Até aqui, Alckmin falou pontualmente, criticando as tarifas, mas sempre destacando a boa relação com os americanos. Coube a Lula, cujo antagonismo com Trump é quase automático dada a proximidade do grupo político do americano com o ex-presidente Jair Bolsonaro (PL) e sua família, falar mais grosso.
Ainda assim, o fez naquilo que o Itamaraty chama de "modo Lula", ou seja, no improviso. "Eu acho que não vai dar certo. Ninguém brinca que o mundo não existe, com quase 200 países. Ninguém esquece que todos os países têm soberania", afirmou na terça (8) a empresários de construção civil.
Dada retórica esquerdista adotada pelo petista no seu terceiro mandato, tais frases são precificadas.
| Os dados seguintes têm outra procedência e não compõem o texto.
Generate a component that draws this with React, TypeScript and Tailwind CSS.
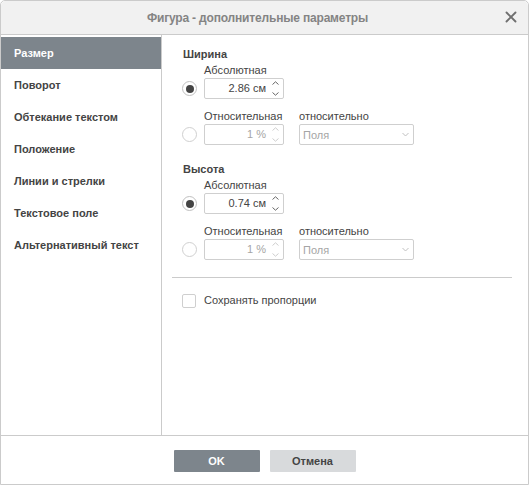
import React from "react";
import { X } from "lucide-react";

const menu = ["Размер", "Поворот", "Обтекание текстом", "Положение", "Линии и стрелки", "Текстовое поле", "Альтернативный текст"];

const Spinner = ({ value, disabled }: { value: string; disabled?: boolean }) => (
  <div className={`flex h-[21px] w-20 items-center justify-between rounded-[2px] border border-[#cfcfcf] pr-[4px] ${disabled ? "text-[#a5a5a5]" : "text-[#444444]"}`}>
    <span className="flex-1 pr-[6px] text-right text-[11px] leading-none">{value}</span>
    <svg width="7" height="15" viewBox="0 0 7 15" fill="none" stroke={disabled ? "#c8c8c8" : "#555555"} strokeWidth="0.9">
      <path d="M0.5 3.5L3.5 0.8l3 2.7" />
      <path d="M0.5 11.5l3 2.7 3-2.7" />
    </svg>
  </div>
);

const Radio = ({ on }: { on?: boolean }) => (
  <div className={`flex h-[15px] w-[15px] items-center justify-center rounded-full border ${on ? "border-[#c0c0c0]" : "border-[#d0d0d0]"}`}>
    {on && <div className="h-2 w-2 rounded-full bg-[#444444]" />}
  </div>
);

const SizeGroup = ({ title, abs }: { title: string; abs: string }) => (
  <div>
    <div className="ml-[1px] h-[15px] text-[11px] font-bold leading-[15px] text-[#444444]">{title}</div>
    <div className="ml-[22px] mt-[1px] h-[15px] text-[11px] leading-[15px] text-[#444444]">Абсолютная</div>
    <div className="flex items-center gap-[7px]">
      <Radio on />
      <Spinner value={abs} />
    </div>
    <div className="ml-[22px] mt-[10px] flex h-[15px] text-[11px] leading-[15px] text-[#444444]">
      <span className="w-[95px]">Относительная</span>
      <span>относительно</span>
    </div>
    <div className="flex items-center">
      <Radio />
      <div className="ml-[7px]">
        <Spinner value="1 %" disabled />
      </div>
      <div className="ml-[15px] flex h-[21px] w-[115px] items-center justify-between rounded-[2px] border border-[#cfcfcf] pl-[3px] pr-[4px] text-[11px] text-[#a5a5a5]">
        <span className="pt-[1px]">Поля</span>
        <svg width="7" height="5" viewBox="0 0 7 5" fill="none" stroke="#c0c0c0" strokeWidth="1">
          <path d="M0.5 1l3 3 3-3" />
        </svg>
      </div>
    </div>
  </div>
);

const App = () => {
  return (
    <div className="flex h-[485px] w-[529px] flex-col rounded-t-[5px] border border-[#cbcbcb] bg-white font-['Liberation_Sans',Arial,sans-serif]">
      <div className="relative flex h-[34px] shrink-0 items-center justify-center rounded-t-[5px] border-b border-[#cbcbcb] bg-[#f1f1f1] pr-[14px]">
        <span className="text-[12px] font-bold tracking-[-0.18px] text-[#848484]">Фигура - дополнительные параметры</span>
        <X className="absolute right-[8px] top-[7px] text-[#6f6f6f]" size={18} strokeWidth={2.5} />
      </div>
      <div className="flex min-h-0 flex-1">
        <div className="w-[161px] shrink-0 border-r border-[#cbcbcb] pt-[2px]">
          {menu.map((item, i) => (
            <div key={item} className={`flex h-8 items-center pl-[13px] text-[11px] font-bold ${i === 0 ? "bg-[#7d858c] text-white" : "text-[#444444]"}`}>
              {item}
            </div>
          ))}
        </div>
        <div className="flex-1 px-[10px] pt-[12px]">
          <div className="flex flex-col gap-[17px] pl-[10px]">
            <SizeGroup title="Ширина" abs="2.86 см" />
            <SizeGroup title="Высота" abs="0.74 см" />
          </div>
          <div className="mr-[6px] mt-[17px] border-t border-[#cbcbcb]" />
          <div className="ml-[10px] mt-[16px] flex items-center gap-[8px]">
            <div className="h-[14px] w-[14px] rounded-[2px] border border-[#cfcfcf]" />
            <span className="pb-[1px] text-[11px] leading-[13px] text-[#444444]">Сохранять пропорции</span>
          </div>
        </div>
      </div>
      <div className="flex h-[49px] shrink-0 justify-center gap-[10px] border-t border-[#cbcbcb] pt-[14px]">
        <button className="h-[22px] w-[86px] rounded-[1px] bg-[#7d858c] text-[11px] font-bold text-white">OK</button>
        <button className="h-[22px] w-[86px] rounded-[1px] bg-[#d8dadc] text-[11px] font-bold text-[#444444]">Отмена</button>
      </div>
    </div>
  );
};

export default App;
Um diplomata notou que Trump, após ter dito que os EUA não precisavam do Brasil na largada do governo, nunca atacou Lula diretamente.
Por óbvio, é um equilíbrio volátil. Um ponto central é a relação do Brasil com a China, país que é o alvo central do americano na crise. Nesta sexta, Alckmin e seu par comercial em Pequim mantiveram o fogo baixo, defendendo apenas o reforço da moribunda OMC (Organização Mundial do Comércio).
Mas Lula estará com o líder chinês, Xi Jinping, em Pequim no dia 13 de maio, após ter dividido palanque com ele e Vladimir Putin nas celebrações dos 80 anos da derrota nazista na Segunda Guerra Mundial, em Moscou. A chance de a retórica escalar é razoável.
Até aqui, contudo, mesmo as sinalizações de reação do Brasil, com queixas à OMC, não são incisivas. O ministro Fernando Haddad (Fazenda), que não está no centro das conversas com os EUA como Alckmin, já disse que é melhor esperar para ver se "a poeira abaixa".
A expectativa entre negociadores brasileiros é de que tudo esteja resolvido até o fim do ano, e talvez até a taxa básica de 10% de Trump possa acabar diluída com exceções a alguns setores, como ocorreu no primeiro mandato do republicano na Casa Branca, de 2017 a 2021.
A Folha procurou Alckmin para comentar o cenário, mas ele não se manifestou. A reportagem não conseguiu contato com o USTR, que comanda as negociações pelo lado americano o Departamento de Estado, diferentemente do Itamaraty, não está envolvido nelas.
Enquanto isso, os americanos tentam promover uma agenda econômica positiva. Uma comitiva com representantes de 90 empresas do país esteve no Brasil na semana passada para prospectar negócios, e uma delegação grande de brasileiros irá em maio participar da principal feia de investimentos nos EUA, a SelectUSA, em Washington.
Os EUA são o país com mais investimento estrangeiro direto no Brasil, quase 30% do estoque total, e se mantém em segundo lugar como principal parceiro comercial, atrás da China.